A Guide to the United States’ History of Recognition, Diplomatic, and Consular Relations, by Country, since 1776: Saint Lucia


British colonial rule was established in St. Lucia in 1815. The island grew increasingly self-reliant throughout the twentieth century, participating in the West Indies Federation from 1958 until its collapse in 1962. Along with the other Windward Islands, St. Lucia became a federated state associated with the United Kingdom in 1967. Although it achieved independence in 1979, St. Lucia remains a member of the British Commonwealth.

Today the United States and St. Lucia enjoy cooperative relations and have signed several treaties concerning international crime and narcotics trafficking.

Modern Flag of Saint Lucia


U.S. Recognition of Saint Lucian Independence, 1979.

St.

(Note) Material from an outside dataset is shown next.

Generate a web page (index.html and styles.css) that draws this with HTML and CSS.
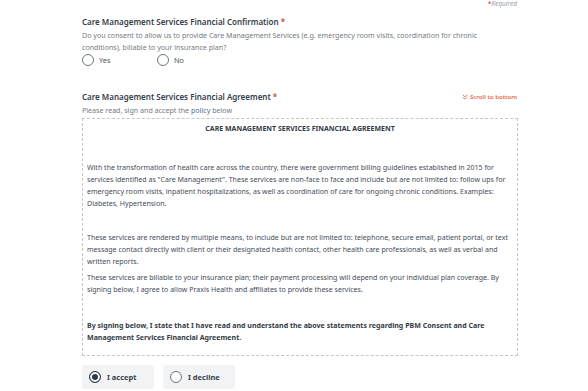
FILE: index.html
```html
<!DOCTYPE html>
<html lang="en">
<head>
    <meta charset="UTF-8">
    <title>Care Management Services</title>
    <link rel="stylesheet" href="styles.css">
</head>
<body>
    <div class="page">
        <div class="required"><span class="star">*</span>Required</div>

        <!-- Confirmation question -->
        <section class="field">
            <h2 class="field-title">Care Management Services Financial Confirmation <span class="star">*</span></h2>
            <p class="field-desc wrap">Do you consent to allow us to provide Care Management Services (e.g. emergency room visits, coordination for chronic conditions), billable to your insurance plan?</p>
            <div class="choices">
                <label class="choice"><span class="radio"></span>Yes</label>
                <label class="choice"><span class="radio"></span>No</label>
            </div>
        </section>

        <!-- Agreement -->
        <section class="field agreement">
            <div class="field-head">
                <h2 class="field-title">Care Management Services Financial Agreement <span class="star">*</span></h2>
                <a class="scroll-link" href="#">
                    <svg width="6" height="6" viewBox="0 0 8 8"><path d="M1 1 4 3.8 7 1M1 4.2 4 7 7 4.2" fill="none" stroke="currentColor" stroke-width="1.1"/></svg>
                    Scroll to bottom
                </a>
            </div>
            <p class="field-desc">Please read, sign and accept the <a href="#">policy</a> below</p>
            <div class="policy">
                <h3 class="policy-title">CARE MANAGEMENT SERVICES FINANCIAL AGREEMENT</h3>
                <p class="first">With the transformation of health care across the country, there were government billing guidelines established in 2015 for services identified as "Care Management". These services are non-face to face and include but are not limited to: follow ups for emergency room visits, inpatient hospitalizations, as well as coordination of care for ongoing chronic conditions. Examples: Diabetes, Hypertension.</p>
                <p class="gap-lg">These services are rendered by multiple means, to include but are not limited to: telephone, secure email, patient portal, or text message contact directly with client or their designated health contact, other health care professionals, as well as verbal and written reports.</p>
                <p>These services are billable to your insurance plan; their payment processing will depend on your individual plan coverage. By signing below, I agree to allow Praxis Health and affiliates to provide these services.</p>
                <p class="gap-lg strong">By signing below, I state that I have read and understand the above statements regarding PBM Consent and Care Management Services Financial Agreement.</p>
            </div>
            <div class="accept-row">
                <label class="accept-btn"><span class="radio checked"></span>I accept</label>
                <label class="accept-btn"><span class="radio"></span>I decline</label>
            </div>
        </section>
    </div>
</body>
</html>
```

FILE: styles.css
```css
* {
    margin: 0;
    padding: 0;
    box-sizing: border-box;
}
body {
    background: #fff;
    font-family: "Noto Sans", "Open Sans", sans-serif;
    color: #3b4350;
}
.page {
    width: 436px;
    margin-left: 82px;
}
.required {
    text-align: right;
    font-size: 6.5px;
    font-style: italic;
    color: #9aa0a8;
    line-height: 7px;
    padding-right: 1px;
}
.star {
    color: #d0413a;
    font-style: normal;
}

.field {
    margin-top: 9px;
}
.field-title {
    font-size: 8px;
    font-weight: 600;
    line-height: 12px;
    color: #343d49;
}
.field-desc {
    font-size: 7.1px;
    line-height: 12px;
    color: #757b83;
    margin-top: 1px;
}
.field-desc.wrap {
    max-width: 420px;
}
.field-desc a {
    color: #4f6f93;
    text-decoration: none;
}

.choices {
    display: flex;
    margin-top: 1px;
}
.choice {
    display: flex;
    align-items: center;
    gap: 5px;
    width: 75px;
    font-size: 7.3px;
    color: #4a525d;
}
.radio {
    width: 12px;
    height: 12px;
    border: 1px solid #6c7580;
    border-radius: 50%;
    background: #fff;
    flex: none;
}
.radio.checked {
    border-color: #2f3f4f;
    box-shadow: inset 0 0 0 2px #fff;
    background: #2c3c4c;
}

.agreement {
    margin-top: 25px;
}
.field-head {
    display: flex;
    justify-content: space-between;
    align-items: flex-start;
}
.scroll-link {
    display: flex;
    align-items: center;
    gap: 2px;
    margin-top: 2px;
    font-size: 6px;
    font-weight: 600;
    line-height: 8px;
    color: #e2694f;
    text-decoration: none;
    padding-right: 1px;
}

.policy {
    margin-top: 2px;
    border: 1px dashed #c3c7cc;
    padding: 3px 4px 12px;
    font-size: 7.05px;
    line-height: 12px;
    color: #454d57;
}
.policy-title {
    text-align: center;
    font-size: 7px;
    font-weight: 700;
    line-height: 14px;
    color: #333b45;
}
.policy p {
    margin-top: 4px;
}
.policy p.first {
    margin-top: 25px;
}
.policy p.gap-lg {
    margin-top: 22px;
}
.policy p.strong {
    margin-top: 24px;
    font-weight: 700;
    color: #333b45;
}

.accept-row {
    display: flex;
    gap: 9px;
    margin-top: 9px;
}
.accept-btn {
    display: flex;
    align-items: center;
    gap: 6px;
    width: 72px;
    height: 24px;
    padding-left: 7px;
    background: #f1f3f5;
    border-radius: 3px;
    font-size: 7.5px;
    font-weight: 700;
    color: #3a424c;
}
```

Lucia achieved full independence on February 22, 1979. The United States had previously informally recognized St. Lucia as a federated state of the British Commonwealth but did not formally recognize St. Lucian independence until the appointment of Sally Angela Shelton as American Ambassador to St. Lucia on May 17, 1979.

Consular Presence

The United States maintains no official presence in St. Lucia. The Ambassador and Embassy officers are resident in Barbados and frequently travel to St. Lucia.

Diplomatic Relations

U.S. Special Representative to Saint Lucia Appointed, 1977.

Frank V. Oritz, Jr. was appointed United States Special Representative to the States of Antigua, Dominica, St. Christopher-Nevis-Anguilla, St. Lucia, and St. Vincent on September 1, 1977. The appointment was concurrent to his positions as Ambassador to Barbados and to Grenada.

Diplomatic Relations Established, 1983.

Diplomatic relations were established on June 11, 1979, when Ambassador Sally Angela Shelton presented her credentials. All U.S. ambassadors to St. Lucia have been resident at Barbados.